Supplied material

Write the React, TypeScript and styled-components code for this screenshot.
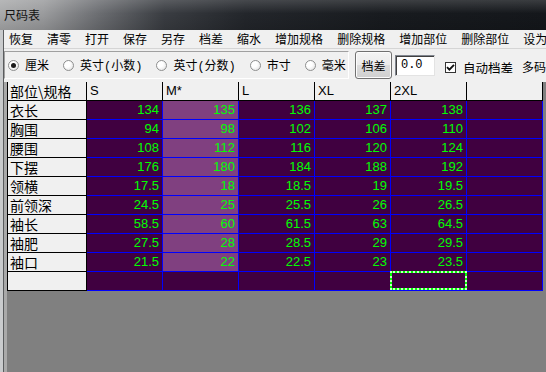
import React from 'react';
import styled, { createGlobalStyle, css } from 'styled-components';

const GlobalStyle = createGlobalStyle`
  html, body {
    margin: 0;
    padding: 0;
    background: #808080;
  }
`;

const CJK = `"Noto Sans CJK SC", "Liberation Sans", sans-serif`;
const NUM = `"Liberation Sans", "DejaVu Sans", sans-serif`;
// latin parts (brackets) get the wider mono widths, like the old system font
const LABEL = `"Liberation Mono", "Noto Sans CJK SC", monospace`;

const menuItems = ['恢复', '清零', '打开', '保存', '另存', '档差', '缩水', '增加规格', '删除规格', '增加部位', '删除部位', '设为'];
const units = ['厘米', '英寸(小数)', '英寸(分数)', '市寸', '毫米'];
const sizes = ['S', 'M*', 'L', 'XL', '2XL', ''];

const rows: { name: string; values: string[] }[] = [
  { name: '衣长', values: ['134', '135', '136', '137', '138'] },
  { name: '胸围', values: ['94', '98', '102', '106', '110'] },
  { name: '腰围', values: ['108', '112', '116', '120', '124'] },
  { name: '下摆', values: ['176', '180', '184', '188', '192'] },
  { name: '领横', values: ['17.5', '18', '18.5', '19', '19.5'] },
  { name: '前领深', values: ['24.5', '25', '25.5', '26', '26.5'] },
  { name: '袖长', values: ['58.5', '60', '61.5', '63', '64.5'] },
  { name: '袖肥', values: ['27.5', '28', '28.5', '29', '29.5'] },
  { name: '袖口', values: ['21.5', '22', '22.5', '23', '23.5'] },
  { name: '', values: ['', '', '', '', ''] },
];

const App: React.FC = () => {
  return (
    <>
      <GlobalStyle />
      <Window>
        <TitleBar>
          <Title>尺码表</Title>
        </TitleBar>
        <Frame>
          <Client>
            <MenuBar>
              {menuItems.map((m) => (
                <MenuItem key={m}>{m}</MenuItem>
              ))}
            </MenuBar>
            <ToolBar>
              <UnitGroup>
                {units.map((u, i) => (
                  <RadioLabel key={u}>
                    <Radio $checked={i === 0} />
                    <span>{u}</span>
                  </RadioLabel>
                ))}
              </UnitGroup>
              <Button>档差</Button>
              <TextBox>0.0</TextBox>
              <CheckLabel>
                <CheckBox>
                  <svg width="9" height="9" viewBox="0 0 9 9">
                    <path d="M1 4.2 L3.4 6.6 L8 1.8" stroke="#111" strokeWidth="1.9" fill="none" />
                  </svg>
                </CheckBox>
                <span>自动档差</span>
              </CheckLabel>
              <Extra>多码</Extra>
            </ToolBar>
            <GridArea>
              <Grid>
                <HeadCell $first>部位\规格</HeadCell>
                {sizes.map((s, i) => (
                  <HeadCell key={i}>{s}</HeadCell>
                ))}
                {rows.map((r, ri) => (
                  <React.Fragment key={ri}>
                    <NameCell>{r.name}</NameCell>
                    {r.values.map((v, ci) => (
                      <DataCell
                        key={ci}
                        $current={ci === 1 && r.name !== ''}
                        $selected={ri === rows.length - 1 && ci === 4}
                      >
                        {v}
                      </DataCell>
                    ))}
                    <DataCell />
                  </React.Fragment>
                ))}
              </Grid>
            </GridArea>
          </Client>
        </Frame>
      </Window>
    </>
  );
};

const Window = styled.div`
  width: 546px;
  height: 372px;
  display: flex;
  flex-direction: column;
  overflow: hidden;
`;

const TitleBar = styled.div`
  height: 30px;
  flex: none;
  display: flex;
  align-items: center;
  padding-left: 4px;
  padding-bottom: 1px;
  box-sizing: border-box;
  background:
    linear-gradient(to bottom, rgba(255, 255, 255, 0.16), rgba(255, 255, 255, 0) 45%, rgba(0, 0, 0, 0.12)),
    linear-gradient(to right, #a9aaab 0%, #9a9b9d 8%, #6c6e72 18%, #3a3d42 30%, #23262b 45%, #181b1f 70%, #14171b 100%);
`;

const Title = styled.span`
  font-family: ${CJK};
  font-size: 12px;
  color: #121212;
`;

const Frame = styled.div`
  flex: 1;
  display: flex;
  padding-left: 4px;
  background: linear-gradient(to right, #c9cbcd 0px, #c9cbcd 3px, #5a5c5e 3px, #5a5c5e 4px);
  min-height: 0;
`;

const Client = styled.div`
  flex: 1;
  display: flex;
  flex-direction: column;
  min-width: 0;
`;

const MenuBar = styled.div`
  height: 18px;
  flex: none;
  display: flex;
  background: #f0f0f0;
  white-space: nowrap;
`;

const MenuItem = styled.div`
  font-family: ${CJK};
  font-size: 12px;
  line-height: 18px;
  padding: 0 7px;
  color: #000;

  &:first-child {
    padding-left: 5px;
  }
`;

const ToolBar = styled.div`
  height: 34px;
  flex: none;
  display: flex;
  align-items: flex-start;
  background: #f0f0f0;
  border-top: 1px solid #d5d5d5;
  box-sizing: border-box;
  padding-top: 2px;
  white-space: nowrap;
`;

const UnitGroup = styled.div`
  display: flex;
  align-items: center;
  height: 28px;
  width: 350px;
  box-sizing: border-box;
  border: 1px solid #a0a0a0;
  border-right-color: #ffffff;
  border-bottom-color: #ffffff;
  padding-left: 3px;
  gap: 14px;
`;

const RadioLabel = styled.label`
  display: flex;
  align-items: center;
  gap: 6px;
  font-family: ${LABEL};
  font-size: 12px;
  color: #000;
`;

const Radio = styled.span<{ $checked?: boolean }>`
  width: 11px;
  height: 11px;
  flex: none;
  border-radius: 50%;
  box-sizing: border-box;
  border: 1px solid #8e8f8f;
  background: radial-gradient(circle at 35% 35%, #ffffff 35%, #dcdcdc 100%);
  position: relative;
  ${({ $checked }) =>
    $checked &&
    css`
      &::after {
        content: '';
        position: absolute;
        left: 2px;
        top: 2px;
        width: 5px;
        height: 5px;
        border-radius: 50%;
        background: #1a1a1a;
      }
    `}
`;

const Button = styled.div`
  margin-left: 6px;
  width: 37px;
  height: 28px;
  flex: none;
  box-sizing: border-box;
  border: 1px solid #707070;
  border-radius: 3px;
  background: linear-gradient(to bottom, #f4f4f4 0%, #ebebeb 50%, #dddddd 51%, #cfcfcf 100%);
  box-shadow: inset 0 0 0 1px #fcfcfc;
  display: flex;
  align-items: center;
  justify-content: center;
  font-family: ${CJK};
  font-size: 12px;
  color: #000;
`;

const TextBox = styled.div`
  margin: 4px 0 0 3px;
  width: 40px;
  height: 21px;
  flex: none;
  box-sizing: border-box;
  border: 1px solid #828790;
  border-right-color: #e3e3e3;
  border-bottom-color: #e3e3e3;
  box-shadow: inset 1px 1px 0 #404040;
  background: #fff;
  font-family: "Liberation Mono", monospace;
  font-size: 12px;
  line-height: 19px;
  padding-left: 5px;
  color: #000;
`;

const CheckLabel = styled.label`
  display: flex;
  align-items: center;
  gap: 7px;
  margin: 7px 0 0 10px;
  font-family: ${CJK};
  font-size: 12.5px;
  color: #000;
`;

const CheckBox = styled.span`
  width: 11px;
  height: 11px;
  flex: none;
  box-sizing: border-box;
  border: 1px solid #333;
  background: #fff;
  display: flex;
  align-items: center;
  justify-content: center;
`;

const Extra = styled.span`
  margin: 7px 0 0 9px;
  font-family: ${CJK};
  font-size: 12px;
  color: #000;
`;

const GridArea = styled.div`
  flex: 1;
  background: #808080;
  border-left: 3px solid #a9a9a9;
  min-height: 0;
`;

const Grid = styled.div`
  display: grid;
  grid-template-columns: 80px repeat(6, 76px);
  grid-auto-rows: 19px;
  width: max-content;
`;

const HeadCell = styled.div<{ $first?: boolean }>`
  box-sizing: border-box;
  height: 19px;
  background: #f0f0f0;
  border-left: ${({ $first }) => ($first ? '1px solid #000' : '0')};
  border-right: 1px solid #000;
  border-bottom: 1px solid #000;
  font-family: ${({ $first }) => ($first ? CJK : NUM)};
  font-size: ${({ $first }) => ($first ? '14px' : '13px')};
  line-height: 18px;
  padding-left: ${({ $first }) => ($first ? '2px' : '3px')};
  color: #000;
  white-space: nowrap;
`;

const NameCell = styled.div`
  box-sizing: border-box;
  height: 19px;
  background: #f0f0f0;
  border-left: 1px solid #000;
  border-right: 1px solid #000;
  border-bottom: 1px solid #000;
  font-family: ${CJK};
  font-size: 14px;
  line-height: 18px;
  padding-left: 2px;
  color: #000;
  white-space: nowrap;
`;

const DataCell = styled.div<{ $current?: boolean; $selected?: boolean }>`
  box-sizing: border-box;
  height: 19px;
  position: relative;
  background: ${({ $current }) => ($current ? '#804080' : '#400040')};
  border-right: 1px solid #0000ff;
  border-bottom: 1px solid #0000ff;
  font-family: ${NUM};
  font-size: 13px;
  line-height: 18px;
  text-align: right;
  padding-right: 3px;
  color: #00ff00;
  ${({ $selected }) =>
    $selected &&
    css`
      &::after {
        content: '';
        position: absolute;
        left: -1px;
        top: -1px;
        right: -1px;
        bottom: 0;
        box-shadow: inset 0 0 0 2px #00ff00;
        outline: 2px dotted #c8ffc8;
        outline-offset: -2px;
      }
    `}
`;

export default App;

Direction
Your task is to restate word for word the lines from the top of the data to the line containing "const sizes = ['S', 'M*', 'L', 'XL', '2XL', ''];", both ends included, with every picture left out.

The completed task
Write the React, TypeScript and styled-components code for this screenshot.
import React from 'react';
import styled, { createGlobalStyle, css } from 'styled-components';

const GlobalStyle = createGlobalStyle`
  html, body {
    margin: 0;
    padding: 0;
    background: #808080;
  }
`;

const CJK = `"Noto Sans CJK SC", "Liberation Sans", sans-serif`;
const NUM = `"Liberation Sans", "DejaVu Sans", sans-serif`;
// latin parts (brackets) get the wider mono widths, like the old system font
const LABEL = `"Liberation Mono", "Noto Sans CJK SC", monospace`;

const menuItems = ['恢复', '清零', '打开', '保存', '另存', '档差', '缩水', '增加规格', '删除规格', '增加部位', '删除部位', '设为'];
const units = ['厘米', '英寸(小数)', '英寸(分数)', '市寸', '毫米'];
const sizes = ['S', 'M*', 'L', 'XL', '2XL', ''];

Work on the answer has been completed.